Our backend is built on a microservices architecture, with services like Booking, Customer Management, Inventory, and Payments — each with its own API surface and access rules.
We are looking for Auth0’s official recommendation on:
How should each microservice validate that a request has permission to perform an operation?
Should permissions or roles be embedded into the access token?
Or should authorization be handled by a centralized service or token introspection?
What token structure does Auth0 recommend for this model?
Should we include scopes only?
Or also embed roles, tenant ID, and fine-grained permissions via custom claims?
What is the preferred approach for tenant isolation and per-tenant role mapping in this case?
Should we use Organizations?
Or model tenants via custom claims and metadata?
How should feature access (based on subscription plans) be modeled and validated in a scalable way?
Should plan-level feature flags be included in tokens?
Or resolved externally per request?
We’re not looking for general guidance — we’d like to understand what Auth0 officially recommends for secure, scalable authorization in this architecture, particularly when access control needs to be enforced at the microservice level.
Hi @kriseva
Welcome back to the Auth0 Community!
Regarding your questions:
- The general recommendation would be for the permissions, roles and other necessary data to be passed in through the access/id token during authentication via a PostLogin Trigger. A very good example of this is shown in the solution for this community post. You can also follow the approach of a centralized service which would be handling all of this, however, I believe the previous option is better since your application will be able to access these elements directly instead of having multiple API calls made to Auth0 in order to retrieve the necessary information to handle authorization on your platform. Our documentation also recommends to store any kind of access control data inside
app_metadata
since this cannot be changed by the user. I believe the following documentation on Authorization could provide you some extra insight on the approach and best practices you should take into consideration:
- B2C Authorization
- B2B Authorization
-
Since an RBAC approach would be best for your current architecture, including any necessary data ( roles/scopes/permissions/tenants associated with the user) would be for the best as I have explained above.
-
Depending on your approach, both Organizations or tenant modeling through custom claims/metadata are suitable approaches. You would need to take into consideration that the organizations feature will provide another level of user separation within the tenant which can be suitable if both B2B and B2C users will have access to the platform since roles and other attributes can be managed within it. You can also model authorization on your platform depending on the organization that the user is part of since information such as organization_id
will be passed in automatically in the ID Token. Otherwise, instead of depending on organizations, this can also be simply achieved by storing the necessary models within metadata/custom claims since other data (such as the roles/permissions) will also be included inside the access/id tokens during the authentication process.
-
Including the plan-level feature flags inside the tokens would be the best approach.
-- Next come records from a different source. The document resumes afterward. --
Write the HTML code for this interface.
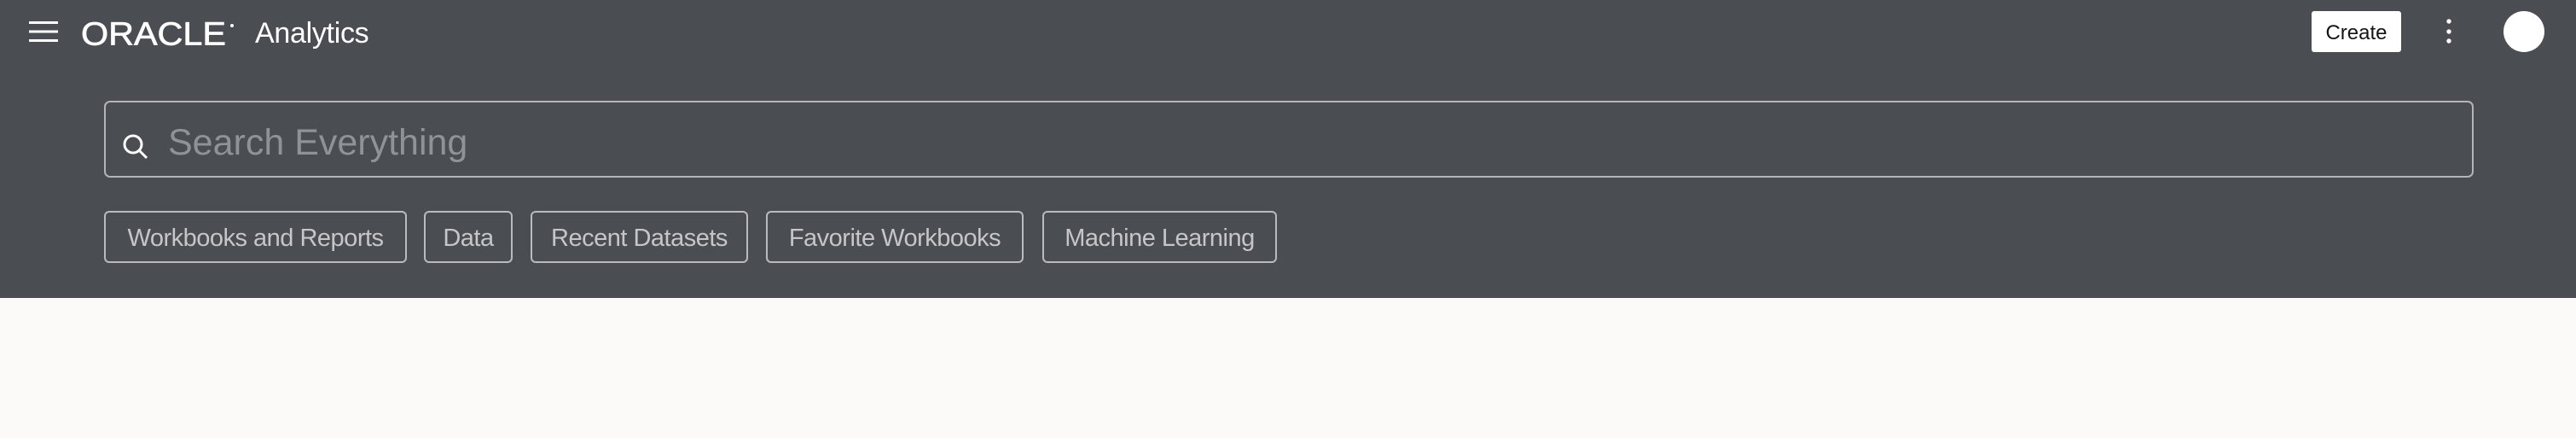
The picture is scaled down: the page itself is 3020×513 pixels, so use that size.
<!DOCTYPE html>
<html><head><meta charset="utf-8"><style>
*{margin:0;padding:0;box-sizing:border-box}
body{width:3020px;height:513px;background:#fbfaf9;font-family:"Liberation Sans",sans-serif;position:relative;overflow:hidden}
.hdr{position:absolute;left:0;top:0;width:3020px;height:349px;background:#4a4d52}
.abs{position:absolute}
.chip{position:absolute;top:247px;height:61px;border:2px solid #b9bbbe;border-radius:6px;color:#c4c6c9;font-size:29px;line-height:61px;text-align:center;white-space:nowrap;letter-spacing:-0.5px}
</style></head><body>
<div class="hdr"></div>
<svg class="abs" style="left:34px;top:25px" width="34" height="24"><rect x="0" y="0" width="34" height="3" fill="#fff"/><rect x="0" y="10.5" width="34" height="3" fill="#fff"/><rect x="0" y="21" width="34" height="3" fill="#fff"/></svg>
<svg class="abs" style="left:93px;top:24px" width="190" height="32"><text x="2" y="28" font-family="Liberation Sans" font-size="34" fill="#fff" stroke="#fff" stroke-width="0.6" textLength="170" lengthAdjust="spacingAndGlyphs" transform="translate(0,-3) scale(1,1.12)">ORACLE</text><circle cx="179" cy="6" r="2" fill="#fff"/></svg>
<div class="abs" style="left:299px;top:19px;color:#fff;font-size:34px;line-height:40px;letter-spacing:-0.3px">Analytics</div>
<div class="abs" style="left:122px;top:118px;width:2778px;height:90px;border:2px solid #b3b5b8;border-radius:7px"></div>
<svg class="abs" style="left:143px;top:156px" width="32" height="32"><circle cx="13" cy="13" r="10" stroke="#fff" stroke-width="3" fill="none"/><line x1="20" y1="20" x2="29" y2="29" stroke="#fff" stroke-width="3"/></svg>
<div class="abs" style="left:197px;top:142px;color:#8f9296;font-size:43px;line-height:50px">Search Everything</div>
<div class="chip" style="left:122px;width:355px">Workbooks and Reports</div>
<div class="chip" style="left:497px;width:104px">Data</div>
<div class="chip" style="left:622px;width:255px">Recent Datasets</div>
<div class="chip" style="left:898px;width:302px">Favorite Workbooks</div>
<div class="chip" style="left:1222px;width:275px">Machine Learning</div>
<div class="abs" style="left:2710px;top:13px;width:105px;height:48px;background:#fff;border-radius:3px;color:#161513;font-size:24px;line-height:52px;text-align:center">Create</div>
<svg class="abs" style="left:2865px;top:20px" width="12" height="34"><circle cx="6" cy="5" r="2.7" fill="#fff"/><circle cx="6" cy="17" r="2.7" fill="#fff"/><circle cx="6" cy="28" r="2.7" fill="#fff"/></svg>
<div class="abs" style="left:2935px;top:13px;width:48px;height:48px;border-radius:50%;background:#fff"></div>
</body></html>
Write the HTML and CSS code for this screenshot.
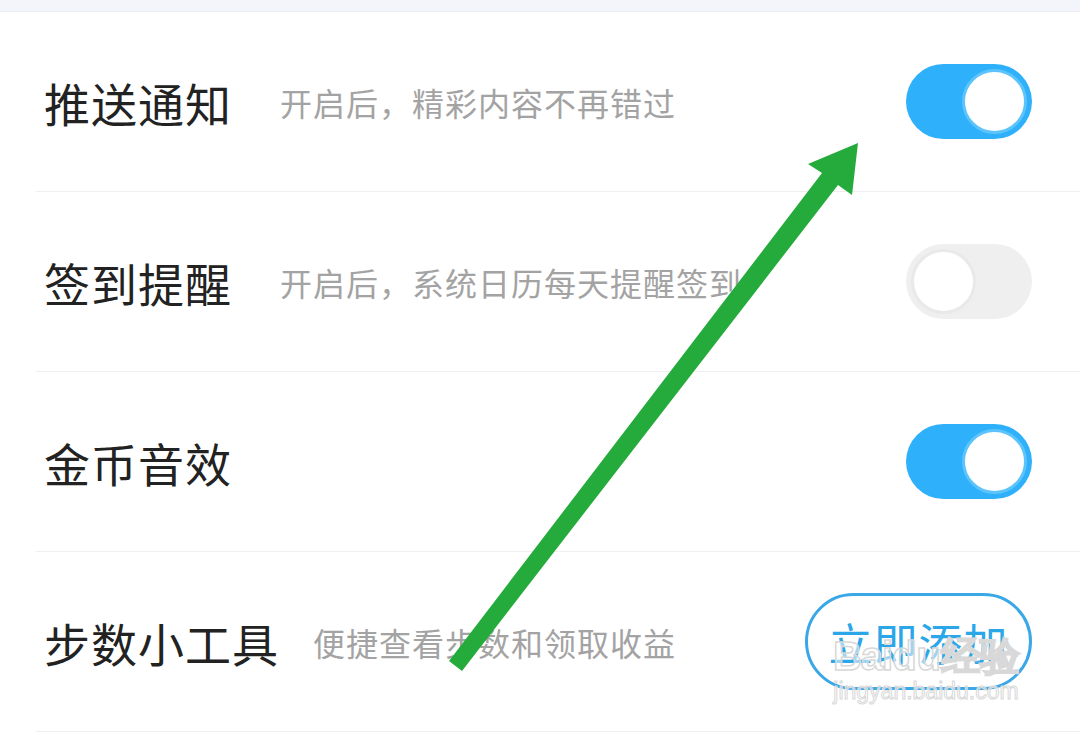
FILE: index.html
```html
<!DOCTYPE html>
<html lang="zh">
<head>
    <meta charset="UTF-8">
    <meta name="viewport" content="width=device-width, initial-scale=1.0">
    <title>设置 - 通知</title>
    <link rel="stylesheet" href="styles.css">
</head>
<body>
    <div class="top-bar"></div>
    <div class="settings-list">
        <div class="setting-row">
            <span class="setting-title">推送通知</span>
            <span class="setting-desc">开启后，精彩内容不再错过</span>
            <div class="switch on"><span class="knob"></span></div>
        </div>
        <div class="setting-row">
            <span class="setting-title">签到提醒</span>
            <span class="setting-desc">开启后，系统日历每天提醒签到</span>
            <div class="switch"><span class="knob"></span></div>
        </div>
        <div class="setting-row">
            <span class="setting-title">金币音效</span>
            <span class="setting-desc"></span>
            <div class="switch on"><span class="knob"></span></div>
        </div>
        <div class="setting-row">
            <span class="setting-title">步数小工具</span>
            <span class="setting-desc">便捷查看步数和领取收益</span>
            <button type="button" class="add-button">立即添加</button>
        </div>
    </div>

    <!-- 标注箭头 -->
    <svg class="arrow" width="1080" height="733" viewBox="0 0 1080 733">
        <polygon points="449,661 462,671 838,185 852,195 858,143 808,164 822,173" fill="#25ab3b"/>
    </svg>

    <div class="watermark">
        <div class="wm-logo">Bai<span class="wm-du">du</span>经验</div>
        <div class="wm-url">jingyan.baidu.com</div>
    </div>
</body>
</html>
```

FILE: styles.css
```css
body {
    margin: 0;
    width: 1080px;
    height: 733px;
    overflow: hidden;
    background-color: #ffffff;
    font-family: "Noto Sans CJK SC", "Noto Sans", sans-serif;
    position: relative;
}
.top-bar {
    height: 11px;
    background-color: #f4f5fa;
    border-bottom: 1px solid #eceef4;
}
.settings-list {
    padding-left: 36px;
}
.setting-row {
    height: 179px;
    border-bottom: 1px solid #efefef;
    display: flex;
    align-items: center;
    padding-left: 8px;
    padding-right: 48px;
}
.setting-title {
    font-size: 46px;
    color: #222222;
    min-width: 202px;
    margin-right: 34px;
    white-space: nowrap;
    letter-spacing: 1px;
}
.setting-desc {
    flex: 1;
    font-size: 32px;
    color: #a3a3a3;
    white-space: nowrap;
    letter-spacing: 1px;
}
.switch {
    width: 126px;
    height: 75px;
    border-radius: 38px;
    background-color: #efefef;
    display: flex;
    align-items: center;
    justify-content: flex-start;
    padding: 0 5px;
    box-sizing: border-box;
}
.switch.on {
    background-color: #2eb0fb;
    justify-content: flex-end;
}
.knob {
    width: 59px;
    height: 59px;
    border-radius: 50%;
    background-color: #ffffff;
    border: 3px solid #e9e9e9;
}
.switch.on .knob {
    border-color: #5cc3fb;
}
.add-button {
    width: 227px;
    height: 97px;
    border: 3px solid #3aa7e7;
    border-radius: 49px;
    background-color: #ffffff;
    color: #2ba6e8;
    font-family: "Noto Sans CJK SC", "Noto Sans", sans-serif;
    font-size: 44px;
    letter-spacing: 1px;
    padding: 0;
    cursor: pointer;
}
.arrow {
    position: absolute;
    left: 0;
    top: 0;
    pointer-events: none;
}
.watermark {
    position: absolute;
    left: 826px;
    top: 634px;
    width: 200px;
    text-align: center;
    color: rgba(255, 255, 255, 0.55);
    -webkit-text-stroke: 1.5px #d8d8d8;
    pointer-events: none;
}
.wm-logo {
    font-family: "Liberation Sans", Arial, sans-serif;
    font-size: 40px;
    font-weight: bold;
    line-height: 44px;
    letter-spacing: -1px;
}
.wm-du {
    letter-spacing: 0;
}
.wm-url {
    font-family: "Liberation Sans", Arial, sans-serif;
    font-size: 23px;
    line-height: 26px;
    -webkit-text-stroke: 1px #d8d8d8;
}
```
As mentioned above, since most of the authorization data will be included inside app_metadata
or custom claims, these would be easily accessible by your platform and you would not have to make unnecessary API calls to Auth0 in order to retrieve and check this data.
With all of these taken into consideration, please keep in mind that when managing Microservice authorization within your platform, always provide the necessary permissions/roles whenever they are being requested by the user ( following further authorization in order for these to be assigned to them) instead of assigning them directly to the user so that they do not receive any unnecessary access within the platform. I would also advise you to read more about Microservices on our blog and you should be able to find other related articles on the matter!
I hope this helps your implementation!
Kind regards,
Remus
If permissions are stored directly in the token, the token’s size limit might limit the number of permissions we can embed for an enterprise crm like application? what do we do in this case , switch to centralized permission service ?
Hi @kriseva,
Given that RBAC is specifically designed for this type of use cases, you can firstly define roles, then add permissions to them - Manage Role-Based Access Control Roles.
The Maximum Request Size for the ‘/oauth/token’ Endpoint is 500kb, which is mostly sufficient in any scenario, while you can also check the Number of Roles/Permissions per User here.